Zelfmoordbureaus
Uit: Joost Swarte's Moderne Kunst
Bij Jeroen Brouwers' zwartgallige natuur past zijn particuliere genoegen: het verzamelen van gegevens over hoe mensen aan hun eind komen. Aan zijn aanzienlijke necrologische oeuvre (De laatste deur; essays over zelfmoord in de Nederlandstalige letteren, De levende stilte van Stig Dagerman en Hij is reeds aan de overzijde; necrologieën van schrijvers) voegde Brouwers een nieuwe titel toe: De versierde dood (Cadans, f 27,50). Het bevat een door Brouwers' aangelegd dossier over zelfmoordclubs, Russische roulette, zelfmoordspelen en andere mysteries rondom de zelfverkozen dood. De archiefstukken wijzen uit dat zelfmoord gezellig kan zijn - Brouwers haalt vele bizarre maar waar gebeurde geschiedenissen aan: R.L. Stevensons verhaal ‘De zelfmoordclub’, Maupassants ‘De slaapbank’, Belcampo's ‘De surprise’, en Jacques Rigauts dadaïstische pamflet ‘Zelfmoordbureau’ grijpen terug op historische voorbeelden van gezelligheidsverenigingen en genootschappen ter bevordering van een zachte dood. Dergelijke (altijd geheime) actieve euthanasieverenigingen (voor hulp bij zelfmoord) waren volgens het Selbstmörderbuch van Emil Szittya veelal vervuld van ‘ganz positiven Grundlagen’ - het ging om comfortabel en vrijwillig afscheid kunnen nemen als ‘democratisch recht’, waarbij de zachte dood door met lievelingsgeur geparfumeerd gas favoriet was.
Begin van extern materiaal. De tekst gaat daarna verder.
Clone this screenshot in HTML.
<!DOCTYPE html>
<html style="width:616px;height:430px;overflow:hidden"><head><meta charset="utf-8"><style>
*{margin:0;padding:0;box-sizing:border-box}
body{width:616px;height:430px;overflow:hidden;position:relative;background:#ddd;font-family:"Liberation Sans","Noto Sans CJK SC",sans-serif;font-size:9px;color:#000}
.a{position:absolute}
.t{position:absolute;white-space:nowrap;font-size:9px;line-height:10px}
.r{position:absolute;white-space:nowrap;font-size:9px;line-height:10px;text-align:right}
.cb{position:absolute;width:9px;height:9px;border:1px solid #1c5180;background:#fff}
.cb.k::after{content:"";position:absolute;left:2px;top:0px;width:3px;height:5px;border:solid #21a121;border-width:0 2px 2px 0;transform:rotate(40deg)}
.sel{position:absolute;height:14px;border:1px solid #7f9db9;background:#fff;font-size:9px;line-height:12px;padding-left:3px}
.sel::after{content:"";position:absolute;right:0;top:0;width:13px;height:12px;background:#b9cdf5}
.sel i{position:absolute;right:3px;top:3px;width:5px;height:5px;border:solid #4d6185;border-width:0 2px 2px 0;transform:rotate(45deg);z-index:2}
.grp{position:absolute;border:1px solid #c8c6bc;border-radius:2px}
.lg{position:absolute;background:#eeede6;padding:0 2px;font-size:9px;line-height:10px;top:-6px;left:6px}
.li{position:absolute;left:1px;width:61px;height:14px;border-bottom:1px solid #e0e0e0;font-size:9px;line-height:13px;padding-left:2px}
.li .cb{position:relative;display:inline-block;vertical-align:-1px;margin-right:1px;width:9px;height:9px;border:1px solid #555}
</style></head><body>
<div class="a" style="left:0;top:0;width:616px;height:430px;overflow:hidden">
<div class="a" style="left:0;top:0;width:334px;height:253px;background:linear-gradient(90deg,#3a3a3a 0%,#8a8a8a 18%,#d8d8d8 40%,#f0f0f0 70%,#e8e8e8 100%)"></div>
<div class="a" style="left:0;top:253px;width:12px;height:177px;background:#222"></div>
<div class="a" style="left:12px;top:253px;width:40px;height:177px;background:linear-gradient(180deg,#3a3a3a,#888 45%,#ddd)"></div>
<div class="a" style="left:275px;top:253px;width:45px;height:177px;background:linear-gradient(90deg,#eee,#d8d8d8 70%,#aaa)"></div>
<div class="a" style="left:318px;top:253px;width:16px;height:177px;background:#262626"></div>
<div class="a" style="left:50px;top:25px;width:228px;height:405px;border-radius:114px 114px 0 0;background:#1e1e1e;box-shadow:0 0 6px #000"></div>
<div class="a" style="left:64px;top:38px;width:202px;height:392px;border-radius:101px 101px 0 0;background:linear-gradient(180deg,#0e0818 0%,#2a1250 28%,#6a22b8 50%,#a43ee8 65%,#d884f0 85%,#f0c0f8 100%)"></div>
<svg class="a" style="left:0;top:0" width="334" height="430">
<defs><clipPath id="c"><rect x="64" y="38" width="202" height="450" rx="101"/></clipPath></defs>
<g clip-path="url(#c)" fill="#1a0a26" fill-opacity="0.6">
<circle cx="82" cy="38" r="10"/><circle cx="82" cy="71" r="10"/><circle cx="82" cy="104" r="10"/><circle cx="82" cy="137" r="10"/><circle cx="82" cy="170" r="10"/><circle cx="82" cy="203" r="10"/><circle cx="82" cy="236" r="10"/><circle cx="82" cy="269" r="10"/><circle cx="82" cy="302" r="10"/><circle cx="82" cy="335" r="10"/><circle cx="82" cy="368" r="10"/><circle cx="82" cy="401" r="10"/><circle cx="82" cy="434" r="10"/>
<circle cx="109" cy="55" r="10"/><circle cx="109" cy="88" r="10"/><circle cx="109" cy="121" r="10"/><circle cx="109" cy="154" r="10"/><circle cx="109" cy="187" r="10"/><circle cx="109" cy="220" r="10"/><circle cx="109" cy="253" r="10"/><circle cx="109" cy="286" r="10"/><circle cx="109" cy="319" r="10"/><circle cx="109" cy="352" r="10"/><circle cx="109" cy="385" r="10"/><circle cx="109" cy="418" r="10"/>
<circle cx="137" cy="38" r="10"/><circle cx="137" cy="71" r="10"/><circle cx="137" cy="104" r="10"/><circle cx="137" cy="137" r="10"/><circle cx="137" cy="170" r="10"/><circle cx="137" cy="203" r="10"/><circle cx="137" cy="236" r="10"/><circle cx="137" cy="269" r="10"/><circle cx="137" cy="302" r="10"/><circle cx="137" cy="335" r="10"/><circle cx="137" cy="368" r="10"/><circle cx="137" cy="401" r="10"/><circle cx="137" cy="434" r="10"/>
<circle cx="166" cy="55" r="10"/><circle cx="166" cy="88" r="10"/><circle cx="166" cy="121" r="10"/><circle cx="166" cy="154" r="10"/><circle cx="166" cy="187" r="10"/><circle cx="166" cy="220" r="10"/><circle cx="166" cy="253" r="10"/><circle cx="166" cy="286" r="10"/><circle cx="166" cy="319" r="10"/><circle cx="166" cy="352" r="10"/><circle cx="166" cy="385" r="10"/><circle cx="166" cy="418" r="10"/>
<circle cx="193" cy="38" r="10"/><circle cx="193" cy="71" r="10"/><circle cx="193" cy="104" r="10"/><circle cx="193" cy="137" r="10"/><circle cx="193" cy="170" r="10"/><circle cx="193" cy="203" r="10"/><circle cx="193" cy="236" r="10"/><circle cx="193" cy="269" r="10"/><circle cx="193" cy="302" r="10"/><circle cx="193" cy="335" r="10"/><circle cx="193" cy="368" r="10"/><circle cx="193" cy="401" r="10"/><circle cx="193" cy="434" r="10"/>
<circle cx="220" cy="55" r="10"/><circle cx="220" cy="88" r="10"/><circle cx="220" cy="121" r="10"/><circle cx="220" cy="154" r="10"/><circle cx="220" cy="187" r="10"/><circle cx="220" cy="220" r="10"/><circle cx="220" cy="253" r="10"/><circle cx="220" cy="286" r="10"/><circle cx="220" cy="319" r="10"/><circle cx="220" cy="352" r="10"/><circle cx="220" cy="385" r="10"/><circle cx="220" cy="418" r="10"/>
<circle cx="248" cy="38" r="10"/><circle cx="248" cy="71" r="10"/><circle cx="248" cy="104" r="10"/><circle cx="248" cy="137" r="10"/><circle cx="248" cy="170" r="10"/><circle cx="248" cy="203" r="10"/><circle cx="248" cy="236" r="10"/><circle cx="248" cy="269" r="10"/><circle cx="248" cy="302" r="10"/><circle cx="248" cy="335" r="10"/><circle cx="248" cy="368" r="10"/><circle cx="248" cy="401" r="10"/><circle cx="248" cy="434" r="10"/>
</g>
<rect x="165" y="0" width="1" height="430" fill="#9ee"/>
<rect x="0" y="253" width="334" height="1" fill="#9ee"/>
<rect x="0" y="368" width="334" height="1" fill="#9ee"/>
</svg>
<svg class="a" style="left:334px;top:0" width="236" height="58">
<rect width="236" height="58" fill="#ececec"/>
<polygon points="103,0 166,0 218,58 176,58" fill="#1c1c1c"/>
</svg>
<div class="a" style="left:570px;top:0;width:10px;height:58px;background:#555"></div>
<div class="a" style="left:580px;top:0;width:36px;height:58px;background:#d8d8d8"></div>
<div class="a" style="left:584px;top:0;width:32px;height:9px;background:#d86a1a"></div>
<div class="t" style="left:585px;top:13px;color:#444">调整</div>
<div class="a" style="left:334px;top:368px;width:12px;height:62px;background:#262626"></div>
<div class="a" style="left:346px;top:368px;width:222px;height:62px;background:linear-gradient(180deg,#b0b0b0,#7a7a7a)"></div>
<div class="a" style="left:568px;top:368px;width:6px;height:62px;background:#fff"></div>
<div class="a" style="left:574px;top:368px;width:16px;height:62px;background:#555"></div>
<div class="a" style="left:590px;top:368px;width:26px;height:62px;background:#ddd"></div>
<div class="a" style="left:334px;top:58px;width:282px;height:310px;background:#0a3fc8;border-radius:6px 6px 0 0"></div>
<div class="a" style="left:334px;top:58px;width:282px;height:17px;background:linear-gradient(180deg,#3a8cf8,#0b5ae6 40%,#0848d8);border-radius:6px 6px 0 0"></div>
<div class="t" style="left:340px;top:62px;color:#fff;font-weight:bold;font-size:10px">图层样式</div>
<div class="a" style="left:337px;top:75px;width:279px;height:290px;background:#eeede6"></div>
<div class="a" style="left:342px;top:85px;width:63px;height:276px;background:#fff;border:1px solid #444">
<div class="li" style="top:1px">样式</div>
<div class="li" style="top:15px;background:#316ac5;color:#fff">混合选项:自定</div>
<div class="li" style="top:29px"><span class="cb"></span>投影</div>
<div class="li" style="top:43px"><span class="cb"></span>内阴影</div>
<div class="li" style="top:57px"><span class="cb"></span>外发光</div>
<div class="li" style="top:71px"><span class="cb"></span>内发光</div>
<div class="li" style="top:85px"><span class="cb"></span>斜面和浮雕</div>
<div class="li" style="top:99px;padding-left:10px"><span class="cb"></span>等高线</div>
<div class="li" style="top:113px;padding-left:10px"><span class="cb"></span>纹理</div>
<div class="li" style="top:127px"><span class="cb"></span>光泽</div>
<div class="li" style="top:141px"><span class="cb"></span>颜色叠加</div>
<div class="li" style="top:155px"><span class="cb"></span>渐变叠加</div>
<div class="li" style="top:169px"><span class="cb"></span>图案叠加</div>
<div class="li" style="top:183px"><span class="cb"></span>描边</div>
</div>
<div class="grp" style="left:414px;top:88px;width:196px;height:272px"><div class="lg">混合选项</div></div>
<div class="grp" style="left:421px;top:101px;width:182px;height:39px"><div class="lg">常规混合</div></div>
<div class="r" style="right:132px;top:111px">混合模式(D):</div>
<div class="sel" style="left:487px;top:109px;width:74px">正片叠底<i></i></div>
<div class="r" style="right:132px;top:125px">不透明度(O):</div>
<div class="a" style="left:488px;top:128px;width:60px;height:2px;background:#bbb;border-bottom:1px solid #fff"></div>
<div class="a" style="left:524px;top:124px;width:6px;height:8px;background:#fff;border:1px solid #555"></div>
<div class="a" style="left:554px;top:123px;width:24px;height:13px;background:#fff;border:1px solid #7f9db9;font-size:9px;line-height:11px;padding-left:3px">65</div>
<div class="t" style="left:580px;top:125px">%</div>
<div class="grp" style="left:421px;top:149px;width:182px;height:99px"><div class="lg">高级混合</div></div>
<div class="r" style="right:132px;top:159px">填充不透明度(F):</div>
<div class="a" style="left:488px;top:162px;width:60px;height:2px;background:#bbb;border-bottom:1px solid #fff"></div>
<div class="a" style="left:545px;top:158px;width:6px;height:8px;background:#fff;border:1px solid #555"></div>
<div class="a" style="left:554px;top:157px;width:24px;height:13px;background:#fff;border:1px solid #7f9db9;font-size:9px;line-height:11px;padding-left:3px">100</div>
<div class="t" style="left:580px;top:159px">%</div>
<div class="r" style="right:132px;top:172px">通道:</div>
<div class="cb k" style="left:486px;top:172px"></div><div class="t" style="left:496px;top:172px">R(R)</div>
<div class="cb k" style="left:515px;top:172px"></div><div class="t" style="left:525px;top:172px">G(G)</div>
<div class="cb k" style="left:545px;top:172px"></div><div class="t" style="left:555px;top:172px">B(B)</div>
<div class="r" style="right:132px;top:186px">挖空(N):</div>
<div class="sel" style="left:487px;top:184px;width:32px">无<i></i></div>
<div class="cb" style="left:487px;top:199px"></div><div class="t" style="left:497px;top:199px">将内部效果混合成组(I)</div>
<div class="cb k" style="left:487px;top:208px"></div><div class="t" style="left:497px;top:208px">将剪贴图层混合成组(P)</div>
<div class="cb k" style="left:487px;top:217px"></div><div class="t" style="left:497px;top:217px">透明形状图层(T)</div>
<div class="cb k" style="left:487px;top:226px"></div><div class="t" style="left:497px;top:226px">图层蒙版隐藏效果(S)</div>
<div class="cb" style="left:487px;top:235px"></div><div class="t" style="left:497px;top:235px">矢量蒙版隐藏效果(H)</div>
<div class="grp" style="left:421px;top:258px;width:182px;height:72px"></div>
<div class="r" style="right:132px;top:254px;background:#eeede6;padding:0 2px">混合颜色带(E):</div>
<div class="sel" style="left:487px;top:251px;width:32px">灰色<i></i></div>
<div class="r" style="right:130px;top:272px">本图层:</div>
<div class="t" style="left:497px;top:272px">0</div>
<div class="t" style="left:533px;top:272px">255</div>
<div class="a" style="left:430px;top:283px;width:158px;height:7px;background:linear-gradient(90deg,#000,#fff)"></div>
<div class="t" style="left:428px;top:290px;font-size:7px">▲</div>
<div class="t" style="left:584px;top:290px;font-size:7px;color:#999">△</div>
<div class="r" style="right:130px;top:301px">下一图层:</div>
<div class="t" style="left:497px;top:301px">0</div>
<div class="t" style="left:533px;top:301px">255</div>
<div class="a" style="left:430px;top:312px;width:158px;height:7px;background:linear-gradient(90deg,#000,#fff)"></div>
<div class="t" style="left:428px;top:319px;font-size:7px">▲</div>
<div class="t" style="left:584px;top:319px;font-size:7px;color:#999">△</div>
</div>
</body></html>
Zulke humane edelmoedigheid leidde onontkoombaar tot ideeën die niet te onderscheiden zijn van die van Hitler en zijn trawanten. Het netjes willen opruimen van onmaatschappelijke elementen was slechts een kleine stap, die bijvoorbeeld serieus gezet werd door de Zweedse scheikundige en filantroop Alfred Nobel: Brouwers put dienaangaande uit een ingezonden-brievenoorlog die in 1902 in
The Spectator ontbrandde. Brouwers documentaire bevat voorts een catalogus van zelfmoordepidemieën (periodiek onder Amerikaanse teenagers, Brouwers windt zich erg op dat ‘de media’ daar strijk en zet de schuld van krijgen), zelfmoordpacten, zelfmoordsekten en zelfmoordspelletjes. Hoogst intrigerend onder de spelletjes is dat het verschijnsel ‘Russische roulette’ (ook ‘Amerikaans duel’ geheten) slechts in toneelstukken en romans voorkomt. Het begrip heeft merkwaardigerwijs voor 1980 nooit in verklarende woordenboeken en encyclopedieën gestaan. Tot zijn verbazing kwam Brouwers nimmer een zelfstandige, afdoende publikatie onder ogen die concrete feiten aandroeg, ‘en ik ben er al vele jaren attent op’. ‘In de wetenschappelijke zelfmoordliteratuur plegen de schrijvers van deze literatuur almaar dezelfde citaten, anekdoten en antecedenten van elkaar over te schrijven, doorgaans zonder bronvermelding, terwijl er niet aan wordt gedacht de zaken eens opnieuw te onderzoeken en te karteren,’ vat Brouwers zijn bevindingen samen in het voorwoord. Het was de reden waarom hij zijn ‘zelfmoordinventaris’ mét precieze feiten naar een uitgeverij bracht: ‘Opdat het eens zou zijn gebeurd.’